--- Instructions for the task ---
Skip the pictures. Set down, word for word, the lines from the start of the material up to and including the line with "<h1>EDIT CONTENT</h1>".

--- Source material ---
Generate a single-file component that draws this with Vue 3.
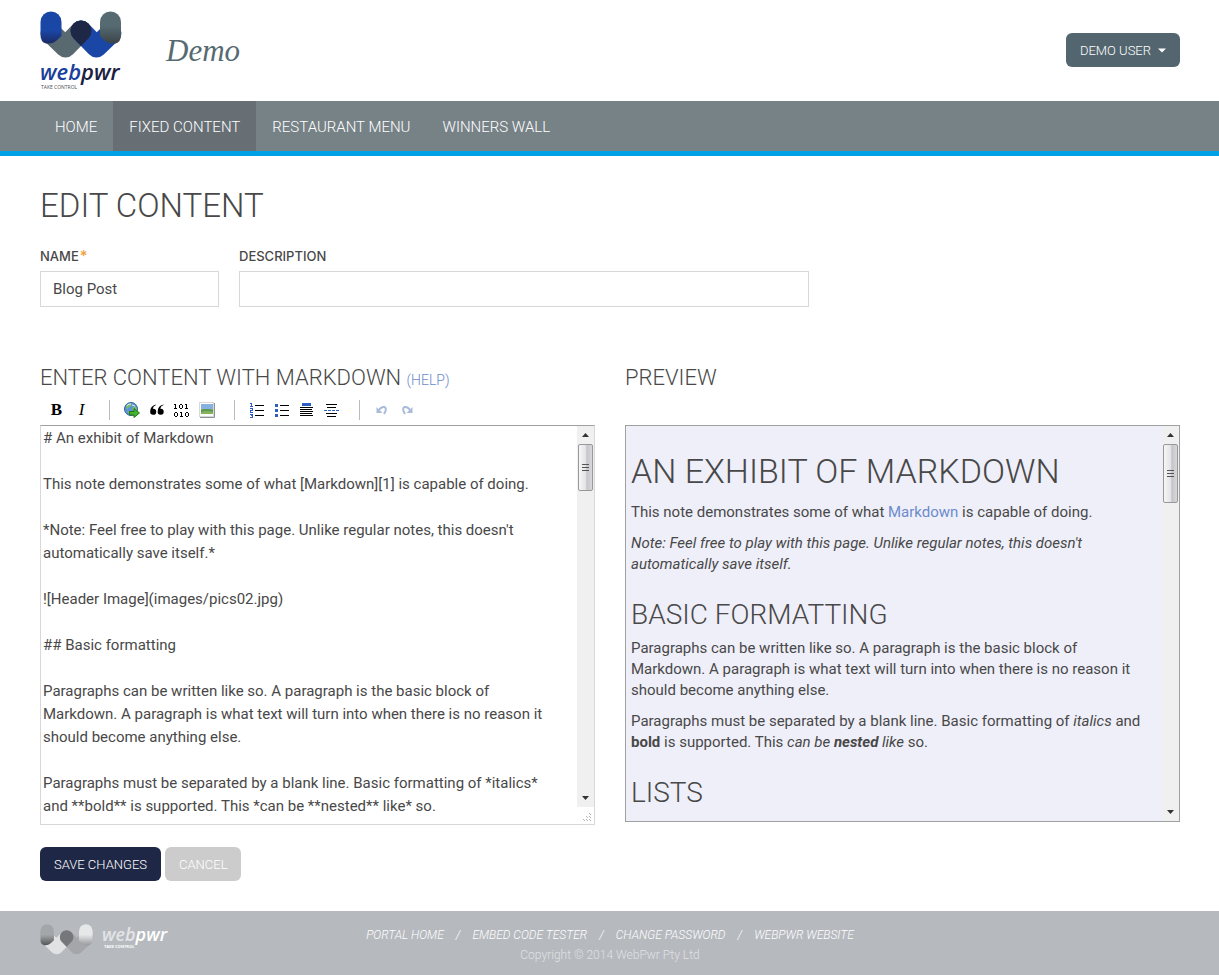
<template>
  <div class="page">
    <header class="header">
      <a href="#" class="logo" aria-label="WebPwr home">
        <svg width="82" height="80" viewBox="0 0 82 80">
          <defs>
            <linearGradient id="capBlue" x1="0" y1="0" x2="0" y2="1">
              <stop offset="0.6" stop-color="#1a46a6" />
              <stop offset="1" stop-color="#1b2a63" />
            </linearGradient>
            <linearGradient id="capGrey" x1="0" y1="0" x2="0" y2="1">
              <stop offset="0.45" stop-color="#566a72" />
              <stop offset="1" stop-color="#3a4348" />
            </linearGradient>
          </defs>
          <path d="M11 22 L25.500 36 L41 20" class="stroke" stroke="#58696f" />
          <path d="M41 20 L56.500 36 L71 22" class="stroke" stroke="#1a46a6" />
          <path d="M33.600 27.400 A10.500 10.500 0 1 1 48.400 27.400 L41 35 Z" fill="#1e2746" />
          <path d="M0.500 11 A10.500 10.500 0 0 1 21.500 11 V25 L16 30 Q13 32.500 9 32.500 H6 Q0.500 31 0.500 24 Z" fill="url(#capBlue)" />
          <path d="M60 11 A10.500 10.500 0 0 1 81 11 V24 Q81 31 75.500 32.500 H72 Q68 32.500 65 30 L60 25 Z" fill="url(#capGrey)" />
          <text x="0" y="69" class="logo-word"><tspan fill="#1a3f9c">web</tspan><tspan fill="#1b2140">pwr</tspan></text>
          <text x="1" y="78" class="logo-tag" fill="#4c5055">TAKE CONTROL</text>
        </svg>
      </a>
      <span class="site-name">Demo</span>
      <button type="button" class="btn btn-user">
        DEMO USER
        <svg width="8" height="5" viewBox="0 0 8 5"><path d="M0 0.500H8L4 4.500Z" fill="#fff" /></svg>
      </button>
    </header>

    <nav class="nav">
      <a
        v-for="item in navItems"
        :key="item"
        href="#"
        :class="{ active: item === activeItem }"
      >{{ item }}</a>
    </nav>

    <main class="main">
      <h1>EDIT CONTENT</h1>

      <div class="fields">
        <div class="field field-name">
          <label for="name">NAME<span class="required">*</span></label>
          <input id="name" v-model="name" type="text" />
        </div>
        <div class="field field-description">
          <label for="description">DESCRIPTION</label>
          <input id="description" v-model="description" type="text" />
        </div>
      </div>

      <div class="columns">
        <section class="column">
          <h2><label for="content">ENTER CONTENT WITH MARKDOWN</label> <a href="#" class="help">(HELP)</a></h2>
          <div class="toolbar">
            <button type="button" class="tool tool-bold" title="Bold">B</button>
            <button type="button" class="tool tool-italic" title="Italic">I</button>
            <span class="separator"></span>
            <button type="button" class="tool" title="Hyperlink">
              <svg width="18" height="18" viewBox="0 0 18 18">
                <circle cx="8" cy="8" r="6.500" fill="#5a93d6" stroke="#35619f" />
                <path d="M3 5 Q5 2 9 2.500 L8 5 L5 7 L4 9 Z M9 7 L13 5 L14 9 L11 11 Z M4 10 L7 11 L7 14 Z" fill="#7cbf62" />
                <path d="M4 4.500 Q6 2.500 8 3M9 4L12 5" fill="none" stroke="#dff0ff" />
                <path d="M6.500 10.500H11V7.500L16.500 12L11 16.500V14H6.500Z" fill="#43b52c" stroke="#217316" />
              </svg>
            </button>
            <button type="button" class="tool" title="Blockquote">
              <svg width="14" height="12" viewBox="0 0 14 12">
                <path d="M6 1Q3 2 2.800 4.800A3 3 0 1 1 0.200 7.500Q0 2 6 0.400Z" fill="#000" />
                <path d="M13.500 1Q10.500 2 10.300 4.800A3 3 0 1 1 7.700 7.500Q7.500 2 13.500 0.400Z" fill="#000" />
              </svg>
            </button>
            <button type="button" class="tool" title="Code">
              <svg width="15" height="13" viewBox="0 0 15 13" fill="#000" shape-rendering="crispEdges">
                <path d="M1 0h1v4h1v1h-3v-1h1v-3h-1v-1zM12 0h1v4h1v1h-3v-1h1v-3h-1v-1z" />
                <path d="M6 0h2v1h-2zM6 4h2v1h-2zM5 1h1v3h-1zM8 1h1v3h-1z" />
                <path d="M1 8h2v1h-2zM1 12h2v1h-2zM0 9h1v3h-1zM3 9h1v3h-1z" />
                <path d="M6 8h2v4h1v1h-3v-1h1v-3h-1v-1z" />
                <path d="M12 8h2v1h-2zM12 12h2v1h-2zM11 9h1v3h-1zM14 9h1v3h-1z" />
              </svg>
            </button>
            <button type="button" class="tool" title="Image">
              <svg width="16" height="16" viewBox="0 0 16 16">
                <rect x="0.500" y="0.500" width="14" height="14" fill="#fff" stroke="#d4d8da" />
                <path d="M15.500 1V15.500H1" fill="none" stroke="#8d9499" />
                <rect x="2" y="2" width="12" height="6" fill="#86b0e0" />
                <rect x="2" y="7" width="12" height="5" fill="#84b55e" />
                <path d="M2 8Q7 6 14 8V10Q8 8 2 10Z" fill="#5f9555" />
              </svg>
            </button>
            <span class="separator"></span>
            <button type="button" class="tool" title="Numbered List">
              <svg width="14" height="15" viewBox="0 0 14 15" fill="none" shape-rendering="crispEdges">
                <path d="M5 2.500H14M5 7.500H14M5 12.500H14" stroke="#000" />
                <path d="M0 0.500H2M1.500 0V4M0 3.500H3M0 5.500H3M2.500 5V7M0 7.500H3M0.500 7V9M0 9.500H3M0 11.500H3M1 12.500H3M0 14.500H3M2.500 11V15" stroke="#2c5fc4" />
              </svg>
            </button>
            <button type="button" class="tool" title="Bulleted List">
              <svg width="14" height="13" viewBox="0 0 14 13" shape-rendering="crispEdges">
                <path d="M0 0H3V3H0ZM0 5H3V8H0ZM0 10H3V13H0Z" fill="#2c5fc4" />
                <path d="M5 1.500H14M5 6.500H14M5 11.500H14" stroke="#000" />
              </svg>
            </button>
            <button type="button" class="tool" title="Heading">
              <svg width="13" height="14" viewBox="0 0 13 14" shape-rendering="crispEdges">
                <path d="M2 0H11V3H2Z" fill="#2c5fc4" />
                <path d="M0 4.500H13M0 6.500H12M0 8.500H13M0 10.500H12M0 12.500H13" stroke="#000" />
              </svg>
            </button>
            <button type="button" class="tool" title="Horizontal Rule">
              <svg width="15" height="13" viewBox="0 0 15 13" fill="none" shape-rendering="crispEdges">
                <path d="M2 0.500H13M3 3.500H12M2 9.500H13M3 12.500H12" stroke="#000" />
                <path d="M0 6.500H15" stroke="#2c5fc4" stroke-dasharray="3 1" />
              </svg>
            </button>
            <span class="separator"></span>
            <button type="button" class="tool" title="Undo" disabled>
              <svg width="12" height="10" viewBox="0 0 12 10">
                <path d="M3 5Q5 1.500 8.500 2Q11.500 3.500 8 9" fill="none" stroke="#a9bbd9" stroke-width="2" />
                <path d="M0.500 2V8H6.500Z" fill="#a9bbd9" />
              </svg>
            </button>
            <button type="button" class="tool" title="Redo" disabled>
              <svg width="12" height="10" viewBox="0 0 12 10">
                <path d="M9 5Q7 1.500 3.500 2Q0.500 3.500 4 9" fill="none" stroke="#a9bbd9" stroke-width="2" />
                <path d="M11.500 2V8H5.500Z" fill="#a9bbd9" />
              </svg>
            </button>
          </div>

          <div class="pane editor">
            <textarea id="content" v-model="content" spellcheck="false"></textarea>
            <div class="side">
              <div class="scrollbar">
                <svg class="arrow" width="7" height="4" viewBox="0 0 7 4"><path d="M3.500 0L7 4H0Z" fill="#333" /></svg>
                <div class="thumb thumb-editor"><i></i><i></i><i></i></div>
                <svg class="arrow arrow-down" width="7" height="4" viewBox="0 0 7 4"><path d="M0 0H7L3.500 4Z" fill="#333" /></svg>
              </div>
              <svg class="grip" width="10" height="10" viewBox="0 0 10 10" fill="#b4b4b4" shape-rendering="crispEdges">
                <path d="M7 0h1v1h-1zM4 3h1v1h-1zM7 3h1v1h-1zM1 6h1v1h-1zM4 6h1v1h-1zM7 6h1v1h-1zM8 1h1v1h-1zM5 4h1v1h-1zM8 4h1v1h-1zM2 7h1v1h-1zM5 7h1v1h-1zM8 7h1v1h-1z" />
              </svg>
            </div>
          </div>
        </section>

        <section class="column">
          <h2>PREVIEW</h2>
          <div class="pane preview">
            <article>
              <h1>AN EXHIBIT OF MARKDOWN</h1>
              <p>This note demonstrates some of what <a href="#">Markdown</a> is capable of doing.</p>
              <p><em>Note: Feel free to play with this page. Unlike regular notes, this doesn't automatically save itself.</em></p>
              <h2>BASIC FORMATTING</h2>
              <p>Paragraphs can be written like so. A paragraph is the basic block of Markdown. A paragraph is what text will turn into when there is no reason it should become anything else.</p>
              <p>Paragraphs must be separated by a blank line. Basic formatting of <em>italics</em> and <strong>bold</strong> is supported. This <em>can be <strong>nested</strong> like</em> so.</p>
              <h2>LISTS</h2>
            </article>
            <div class="scrollbar">
              <svg class="arrow" width="7" height="4" viewBox="0 0 7 4"><path d="M3.500 0L7 4H0Z" fill="#333" /></svg>
              <div class="thumb thumb-preview"><i></i><i></i><i></i></div>
              <svg class="arrow arrow-down" width="7" height="4" viewBox="0 0 7 4"><path d="M0 0H7L3.500 4Z" fill="#333" /></svg>
            </div>
          </div>
        </section>
      </div>

      <div class="actions">
        <button type="button" class="btn btn-save">SAVE CHANGES</button>
        <button type="button" class="btn btn-cancel">CANCEL</button>
      </div>
    </main>

    <footer class="footer">
      <a href="#" class="footer-logo" aria-label="WebPwr">
        <svg width="130" height="32" viewBox="0 0 130 32">
          <defs>
            <linearGradient id="footLeft" x1="0" y1="0" x2="0" y2="1">
              <stop offset="0.5" stop-color="#a3a7aa" />
              <stop offset="1" stop-color="#55585b" />
            </linearGradient>
            <linearGradient id="footRight" x1="0" y1="0" x2="0" y2="1">
              <stop offset="0.5" stop-color="#e6e7e9" />
              <stop offset="1" stop-color="#999b9e" />
            </linearGradient>
          </defs>
          <g transform="scale(0.65)">
            <path d="M11 22 L25.500 36 L41 20" class="stroke" stroke="#e1e2e3" />
            <path d="M41 20 L56.500 36 L71 22" class="stroke" stroke="#a4a6a9" />
            <path d="M33.600 27.400 A10.500 10.500 0 1 1 48.400 27.400 L41 35 Z" fill="#75777b" />
            <path d="M0.500 11 A10.500 10.500 0 0 1 21.500 11 V25 L16 30 Q13 32.500 9 32.500 H6 Q0.500 31 0.500 24 Z" fill="url(#footLeft)" />
            <path d="M60 11 A10.500 10.500 0 0 1 81 11 V24 Q81 31 75.500 32.500 H72 Q68 32.500 65 30 L60 25 Z" fill="url(#footRight)" />
          </g>
          <text x="62" y="17" class="footer-word"><tspan fill="#e3e4e6">web</tspan><tspan fill="#fff">pwr</tspan></text>
          <text x="64" y="24" class="footer-tag" fill="#fff">TAKE CONTROL</text>
        </svg>
      </a>
      <div class="footer-text">
        <div class="footer-links">
          <template v-for="(link, i) in footerLinks" :key="link">
            <span v-if="i > 0">/</span>
            <a href="#">{{ link }}</a>
          </template>
        </div>
        <p>Copyright © 2014 WebPwr Pty Ltd</p>
      </div>
    </footer>
  </div>
</template>

<script setup>
import { ref } from 'vue';

const navItems = ['HOME', 'FIXED CONTENT', 'RESTAURANT MENU', 'WINNERS WALL'];
const activeItem = ref('FIXED CONTENT');
const footerLinks = ['PORTAL HOME', 'EMBED CODE TESTER', 'CHANGE PASSWORD', 'WEBPWR WEBSITE'];

const name = ref('Blog Post');
const description = ref('');
const content = ref(`# An exhibit of Markdown

This note demonstrates some of what [Markdown][1] is capable of doing.

*Note: Feel free to play with this page. Unlike regular notes, this doesn't automatically save itself.*

![Header Image](images/pics02.jpg)

## Basic formatting

Paragraphs can be written like so. A paragraph is the basic block of Markdown. A paragraph is what text will turn into when there is no reason it should become anything else.

Paragraphs must be separated by a blank line. Basic formatting of *italics* and **bold** is supported. This *can be **nested** like* so.`);
</script>

<style>
body {
  margin: 0;
  background: #fff;
}
</style>

<style scoped>
* {
  box-sizing: border-box;
}

.page {
  font-family: Roboto, "Liberation Sans", sans-serif;
  font-size: 15px;
  color: #484848;
}

a {
  color: #6b8bcb;
  text-decoration: none;
}

button,
input,
textarea {
  font-family: inherit;
  color: inherit;
}

h1,
h2,
p {
  margin: 0;
}

/* Header */
.header {
  display: flex;
  align-items: center;
  height: 101px;
  padding: 0 39px 1px 40px;
}

.logo svg,
.footer-logo svg {
  display: block;
  overflow: visible;
}

.logo {
  padding-top: 2px;
}

.stroke {
  fill: none;
  stroke-width: 21px;
  stroke-linecap: round;
  stroke-linejoin: round;
}

.logo-word,
.footer-word {
  font-family: "Open Sans", sans-serif;
  font-style: italic;
  font-weight: 600;
  font-size: 22px;
}

.logo-tag,
.footer-tag {
  font-family: "Open Sans", sans-serif;
  font-size: 5px;
}

.site-name {
  margin-left: 44px;
  padding-top: 2px;
  font-family: "Liberation Serif", serif;
  font-style: italic;
  font-size: 31px;
  color: #566a72;
}

.btn {
  height: 34px;
  padding: 0 14px;
  border: 0;
  border-radius: 6px;
  font-weight: 300;
  font-size: 13px;
  color: #fff;
}

.btn-user {
  display: flex;
  align-items: center;
  gap: 7px;
  margin-left: auto;
  background: #53666f;
}

/* Navigation */
.nav {
  display: flex;
  height: 55px;
  padding: 0 39px;
  background: #778287;
  border-bottom: 5px solid #00a0e6;
}

.nav a {
  padding: 0 16px;
  font-weight: 300;
  font-size: 15px;
  line-height: 52px;
  color: #fff;
}

.nav a.active {
  height: 50px;
  background: #676f75;
}

/* Content */
.main {
  padding: 30px 39px 30px 40px;
}

.main h1,
.main h2 {
  font-weight: 300;
}

.main h1 {
  font-size: 33px;
  line-height: 40px;
}

.fields {
  display: flex;
  gap: 20px;
  margin-top: 20px;
}

.field-name {
  width: 179px;
}

.field-description {
  width: 50%;
}

.field label {
  display: block;
  font-family: Inter, sans-serif;
  font-weight: 500;
  font-size: 13px;
  line-height: 20px;
}

.required {
  margin-left: 1px;
  font-size: 15px;
  line-height: 1;
  color: #f0a040;
}

.field input {
  display: block;
  width: 100%;
  height: 36px;
  margin-top: 5px;
  padding: 0 12px;
  border: 1px solid #d8d8d8;
  font-size: 15px;
}

.columns {
  display: grid;
  grid-template-columns: 1fr 1fr;
  gap: 30px;
  margin-top: 56px;
}

.column {
  display: flex;
  flex-direction: column;
  min-width: 0;
}

.column > h2 {
  font-size: 22px;
  line-height: 30px;
}

.help {
  font-size: 14px;
}

.toolbar {
  display: flex;
  height: 30px;
  padding-left: 4px;
}

.tool {
  display: flex;
  align-items: center;
  justify-content: center;
  width: 25px;
  height: 30px;
  padding: 0;
  border: 0;
  background: none;
}

.tool-bold,
.tool-italic {
  font-family: "Liberation Serif", serif;
  font-size: 17px;
  color: #000;
}

.tool-bold {
  font-weight: 700;
}

.tool-italic {
  font-style: italic;
}

.separator {
  width: 1px;
  height: 20px;
  margin: 5px 9px 5px 15px;
  background: #bbb;
}

.pane {
  display: flex;
  border: 1px solid #a0a0a0;
}

.editor {
  height: 400px;
  border-color: #a0a0a0 #d8d8d8 #d8d8d8;
}

.editor textarea {
  flex: 1;
  min-width: 0;
  padding: 1px 16px 0 2px;
  border: 0;
  outline: 0;
  resize: none;
  overflow: hidden;
  background: #fff;
  font-size: 15px;
  line-height: 23px;
}

.side {
  display: flex;
  flex-direction: column;
}

.scrollbar {
  display: flex;
  flex: 1;
  flex-direction: column;
  align-items: center;
  width: 17px;
  background: #f0f0f0;
}

.arrow {
  margin: 7px 0;
}

.arrow-down {
  margin-top: auto;
}

.thumb {
  display: flex;
  flex-direction: column;
  align-items: center;
  justify-content: center;
  gap: 2px;
  width: 15px;
  border: 1px solid #989898;
  border-radius: 2px;
  background: linear-gradient(to right, #f6f6f6 0%, #e4e4e6 50%, #c4c5ca 60%, #d8d8dc 100%);
}

.thumb i {
  width: 7px;
  height: 1px;
  background: #555;
}

.thumb-editor {
  height: 47px;
}

.thumb-preview {
  height: 59px;
}

.grip {
  margin: 6px 2px 1px 5px;
}

.preview {
  height: 397px;
  margin-top: 32px;
  background: #efeff9;
  overflow: hidden;
}

.preview article {
  flex: 1;
  min-width: 0;
  padding: 25px 12px 0 5px;
}

.preview .scrollbar {
  flex: none;
}

.preview p {
  margin-bottom: 10px;
  line-height: 21px;
}

.main .preview h1 {
  margin-bottom: 11px;
  font-size: 34px;
}

.preview h2 {
  margin: 20px 0 3px;
  font-size: 28px;
  line-height: 40px;
}

.actions {
  display: flex;
  gap: 4px;
  margin-top: 22px;
}

.btn-save {
  background: #1e2746;
}

.btn-cancel {
  background: #ccc;
}

/* Footer */
.footer {
  display: grid;
  grid-template-columns: 130px 1fr 130px;
  height: 64px;
  padding: 13px 39px 0 40px;
  background: #b6b9be;
}

.footer-word {
  font-size: 18px;
}

.footer-tag {
  font-size: 4px;
  font-weight: 700;
}

.footer-text {
  text-align: center;
}

.footer-links {
  display: flex;
  justify-content: center;
  gap: 12px;
  font-style: italic;
  font-weight: 300;
  font-size: 12px;
  line-height: 22px;
  color: #fff;
}

.footer-links a {
  color: #fff;
}

.footer-text p {
  font-size: 12px;
  font-weight: 300;
  line-height: 18px;
  color: #e0e2e4;
}
</style>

--- Exercise solution ---
Generate a single-file component that draws this with Vue 3.
<template>
  <div class="page">
    <header class="header">
      <a href="#" class="logo" aria-label="WebPwr home">
        <svg width="82" height="80" viewBox="0 0 82 80">
          <defs>
            <linearGradient id="capBlue" x1="0" y1="0" x2="0" y2="1">
              <stop offset="0.6" stop-color="#1a46a6" />
              <stop offset="1" stop-color="#1b2a63" />
            </linearGradient>
            <linearGradient id="capGrey" x1="0" y1="0" x2="0" y2="1">
              <stop offset="0.45" stop-color="#566a72" />
              <stop offset="1" stop-color="#3a4348" />
            </linearGradient>
          </defs>
          <path d="M11 22 L25.500 36 L41 20" class="stroke" stroke="#58696f" />
          <path d="M41 20 L56.500 36 L71 22" class="stroke" stroke="#1a46a6" />
          <path d="M33.600 27.400 A10.500 10.500 0 1 1 48.400 27.400 L41 35 Z" fill="#1e2746" />
          <path d="M0.500 11 A10.500 10.500 0 0 1 21.500 11 V25 L16 30 Q13 32.500 9 32.500 H6 Q0.500 31 0.500 24 Z" fill="url(#capBlue)" />
          <path d="M60 11 A10.500 10.500 0 0 1 81 11 V24 Q81 31 75.500 32.500 H72 Q68 32.500 65 30 L60 25 Z" fill="url(#capGrey)" />
          <text x="0" y="69" class="logo-word"><tspan fill="#1a3f9c">web</tspan><tspan fill="#1b2140">pwr</tspan></text>
          <text x="1" y="78" class="logo-tag" fill="#4c5055">TAKE CONTROL</text>
        </svg>
      </a>
      <span class="site-name">Demo</span>
      <button type="button" class="btn btn-user">
        DEMO USER
        <svg width="8" height="5" viewBox="0 0 8 5"><path d="M0 0.500H8L4 4.500Z" fill="#fff" /></svg>
      </button>
    </header>

    <nav class="nav">
      <a
        v-for="item in navItems"
        :key="item"
        href="#"
        :class="{ active: item === activeItem }"
      >{{ item }}</a>
    </nav>

    <main class="main">
      <h1>EDIT CONTENT</h1>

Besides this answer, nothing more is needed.